## begin

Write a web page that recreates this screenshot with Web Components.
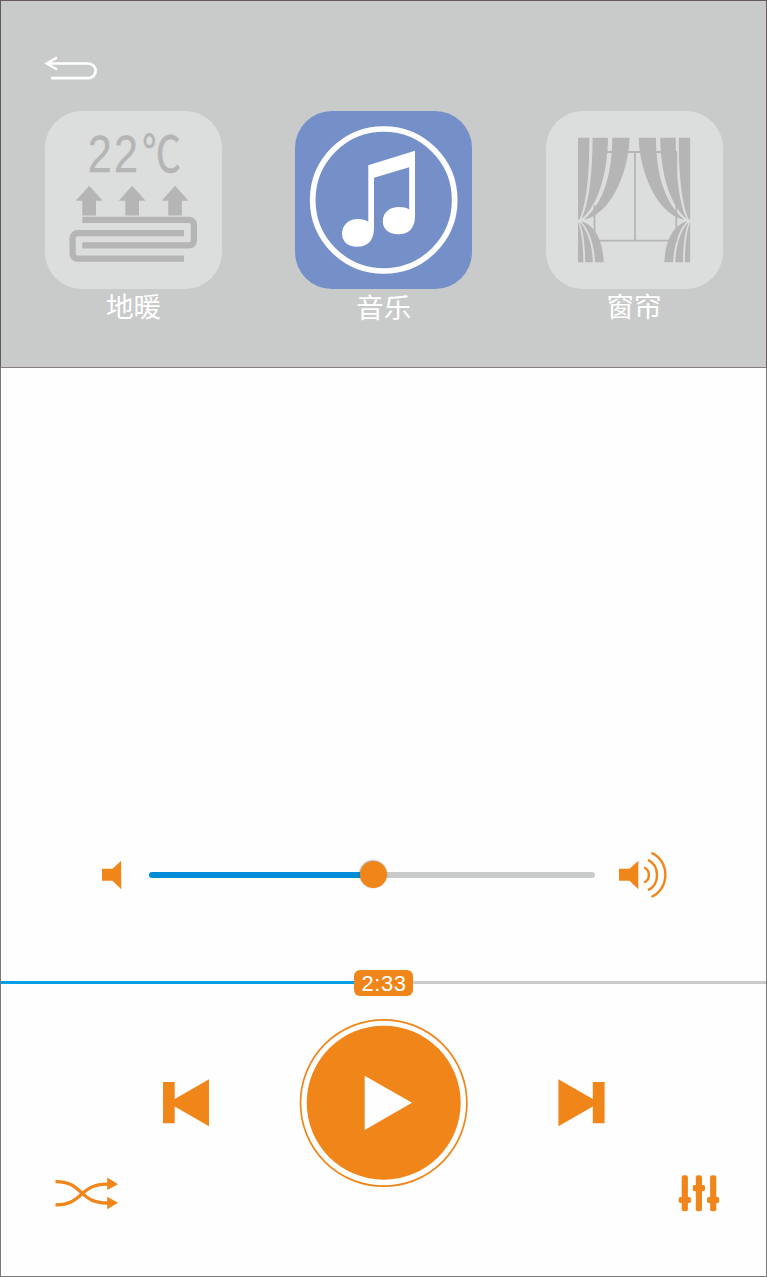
<!DOCTYPE html>
<html lang="zh">
<head>
<meta charset="utf-8">
<title>音乐</title>
<style>
html,body{margin:0;padding:0;background:#fefefe}
body{font-family:"Liberation Sans","Noto Sans CJK SC",sans-serif}
</style>
</head>
<body>
<music-screen></music-screen>
<script>
const define=(name,html,setup)=>{
  const t=document.createElement('template');t.innerHTML=html;
  customElements.define(name,class extends HTMLElement{
    constructor(){super();this.attachShadow({mode:'open'}).append(t.content.cloneNode(true));}
    connectedCallback(){if(setup)setup(this,this.shadowRoot);}
  });
};

/* viewBox, markup */
const ICONS={
back:['44 54 54 28','<path d="M48 63.500H88.300a7.350 7.350 0 0 1 0 14.700H51" fill="none" stroke="#fff" stroke-width="2.700"/><path d="M57 57.400 46.600 63.500 57 69.600" fill="none" stroke="#fff" stroke-width="2.300"/>'],
heating:['45 111 177 178',`<g fill="#b5b5b5" stroke="#b5b5b5">
<text font-family="Liberation Sans,sans-serif" font-size="52" stroke-width=".3" transform="translate(87.700 172) scale(.83 1)" letter-spacing="2.700">22</text>
<text font-family="Noto Sans CJK SC,sans-serif" font-size="50" stroke-width=".6" transform="translate(142 172) scale(.78 1)">℃</text>
<path stroke="none" d="M89.300 185.700 102.700 200.700H96V215.500H82.300V200.700H75.700ZM132.200 185.700 145.600 200.700H139V215.500H125.300V200.700H118.700ZM175 185.700 188.500 200.700H181.900V215.500H168.200V200.700H161.600Z"/></g>
<path d="M82.300 219.800H189a4.900 4.900 0 0 1 4.900 4.900V240.500a4.900 4.900 0 0 1-4.900 4.900H82.300M184 233.200H77.500a4.900 4.900 0 0 0-4.900 4.900V253.700a4.900 4.900 0 0 0 4.900 4.900H184" fill="none" stroke="#b5b5b5" stroke-width="6.300"/>`],
music:['295 111 177 178',`<circle cx="383.700" cy="200" r="71" fill="none" stroke="#fff" stroke-width="5.700"/>
<path fill="#fff" d="M368.300 165.200 415 150.800V216C415 228 409 234.300 398 234.300C389 234.300 382.800 229 382.800 221.500C382.800 212 390 207 399 207C403 207 406.500 207.700 409.200 209.500V167.300L374 177.800V228C374 240 368 246.800 357 246.800C348 246.800 342 241.500 342 233.800C342 225 349 219 358 219C362 219 365.500 219.800 368.300 221.700Z"/>`],
curtain:['546 111 177 178',`<path d="M594 152H677.200M676.300 152V241M677 240.700H594.500V205M635 152V241" fill="none" stroke="#b5b5b5" stroke-width="1.800"/>
<g id="l"></g>`],
mute:['102 860 20 30','<path fill="#f08619" d="M102 868.800H112.500L121.200 860.800V889.200L112.500 880.800H102Z"/>'],
loud:['619 851 49 48','<path fill="#f08619" d="M619 868.800H629.500L638.300 860.800V889.200L629.500 880.800H619Z"/><g fill="none" stroke="#f08619" stroke-width="2.400"><path d="M644 867.500C650.500 870 650.500 880 644 882.500M648 859.800C660 865.500 660 884.500 648 890.200M651.500 852.800C670 861 670 888.500 651.500 897"/></g>'],
prev:['163 1079 46 48','<path fill="#f08619" d="M163 1082H174.700V1099L209 1079.200V1126.300L174.700 1106.500V1123.300H163Z"/>'],
next:['558 1079 47 48','<path fill="#f08619" d="M604.600 1082H592.800V1099L558.400 1079.200V1126.300L592.800 1106.500V1123.300H604.600Z"/>'],
play:['299 1018 170 170','<circle cx="383.700" cy="1103" r="83.200" fill="#fefefe" stroke="#f08619" stroke-width="1.700"/><circle cx="383.700" cy="1102.700" r="77" fill="#f08619"/><path fill="#fefefe" d="M364.700 1075.700 412 1102.800 364.700 1130Z"/>'],
shuffle:['55 1177 64 34','<path d="M55.500 1181.600C84 1181.200 78 1203.500 108 1203M55.500 1204.800C84 1205.200 78 1183.800 108 1184.200" fill="none" stroke="#f08619" stroke-width="3.300"/><path fill="#f08619" d="M107.200 1177.600 118 1184.200 107.200 1190ZM107.200 1196.800 118 1202.800 107.200 1209.200Z"/>'],
mixer:['678 1175 42 37','<g fill="#f08619"><rect x="681.700" y="1175.300" width="6.200" height="36" rx="2"/><rect x="695.800" y="1175.300" width="6.200" height="36" rx="2"/><rect x="710.100" y="1175.300" width="6.200" height="36" rx="2"/><rect x="678.700" y="1196.900" width="12.200" height="6.200" rx="1.800"/><rect x="692.800" y="1185" width="12.200" height="6.200" rx="1.800"/><rect x="707" y="1196.900" width="12.200" height="6.200" rx="1.800"/></g>']
};
const half=`<path d="M578 137.800H589.300C589.500 165 588 200 579.500 219.500H578ZM592.500 137.800H608C607.500 175 598 205 581.500 219C589 203 592.500 175 592.500 137.800ZM612.300 137.800H629.500C629 170 612 214 584 219.800C601 205 612 180 612.300 137.800ZM578 222C581.500 230 583.300 245 583.300 262.200H578ZM579.300 222C587 229 592.500 245 592.800 262.200H585.200C585 244 583.500 231 579.300 222ZM581 221.500C594 224 603 240 603.800 262.200H595.200C594 244 589 229 581 221.500Z"/>`;
ICONS.curtain[1]=ICONS.curtain[1].replace('<g id="l"></g>',`<g fill="#b5b5b5">${half}<g transform="translate(1268.200 0) scale(-1 1)">${half}</g></g>`);

define('line-icon','<style>:host{display:block;flex:none}svg{display:block}</style>',(el,root)=>{
  const [box,body]=ICONS[el.getAttribute('name')],[,,w,h]=box.split(' ');
  root.innerHTML+=`<svg width="${w}" height="${h}" viewBox="${box}">${body}</svg>`;
});
define('room-tile',`<style>
:host{display:flex;flex-direction:column;align-items:center;width:177px;--tile:#dcdedd}
:host([active]){--tile:#7590c9}
.tile{width:177px;height:178px;border-radius:37px;background:var(--tile)}
.label{font:400 27.500px/33px "Noto Sans CJK SC",sans-serif;color:#fff;white-space:nowrap}
:host([active]) .label{padding-top:1px}
</style><div class="tile"><slot name="icon"></slot></div><div class="label"><slot></slot></div>`);
define('volume-slider',`<style>
:host{display:block;width:446px;height:6px;border-radius:3px;position:relative;background:linear-gradient(90deg,#008cd6 50%,#c9caca 50%)}
i{position:absolute;left:211px;top:-11px;width:27px;height:27px;border-radius:50%;background:#f08619;box-shadow:-.5px -.5px 2px #666a}
</style><i></i>`);
define('track-progress',`<style>
:host{display:flex;align-items:center;height:27px}
.bar{height:3.500px;flex:1;background:#c9caca}.done{background:#00a0e9;flex:none;width:353px}
.time{width:59px;height:26px;border-radius:6px;background:#f08619;color:#fff;font:22px/28px "Liberation Sans",sans-serif;letter-spacing:.6px;text-align:center;text-indent:1px}
</style><div class="bar done"></div><div class="time"><slot></slot></div><div class="bar"></div>`);
define('music-screen',`<style>
:host{display:flex;flex-direction:column;box-sizing:border-box;width:767px;height:1277px;border:1px solid #7b7879;background:#fefefe}
header{box-sizing:border-box;height:368px;margin:-1px -1px 0;border:1px solid #655a5d;border-bottom-color:#857d80;background:#c9caca;padding:53px 43px 0 43px}
.tiles{display:flex;justify-content:space-between;margin-top:29px;padding:0 .5px 0 1px}
.volume{display:flex;align-items:center;height:48px;margin:483px 98px 0 101px}
volume-slider{margin:0 24px 0 27px}
track-progress{margin-top:70px}
.transport{display:flex;align-items:center;margin:22px 0 0 162px;column-gap:90px}
.transport line-icon:last-child{margin-left:-1px}
.extras{display:flex;justify-content:space-between;align-items:center;margin:-13px 46px 0 54px}
</style>
<header><line-icon name="back"></line-icon>
<div class="tiles">
<room-tile><line-icon slot="icon" name="heating"></line-icon>地暖</room-tile>
<room-tile active><line-icon slot="icon" name="music"></line-icon>音乐</room-tile>
<room-tile><line-icon slot="icon" name="curtain"></line-icon>窗帘</room-tile>
</div></header>
<div class="volume"><line-icon name="mute"></line-icon><volume-slider></volume-slider><line-icon name="loud"></line-icon></div>
<track-progress>2:33</track-progress>
<div class="transport"><line-icon name="prev"></line-icon><line-icon name="play"></line-icon><line-icon name="next"></line-icon></div>
<div class="extras"><line-icon name="shuffle"></line-icon><line-icon name="mixer"></line-icon></div>`);
</script>
</body>
</html>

## end

- [Written request]: Find "this". Copy every line it occurs in.

- [Expected answer]:
Write a web page that recreates this screenshot with Web Components.
    constructor(){super();this.attachShadow({mode:'open'}).append(t.content.cloneNode(true));}
    connectedCallback(){if(setup)setup(this,this.shadowRoot);}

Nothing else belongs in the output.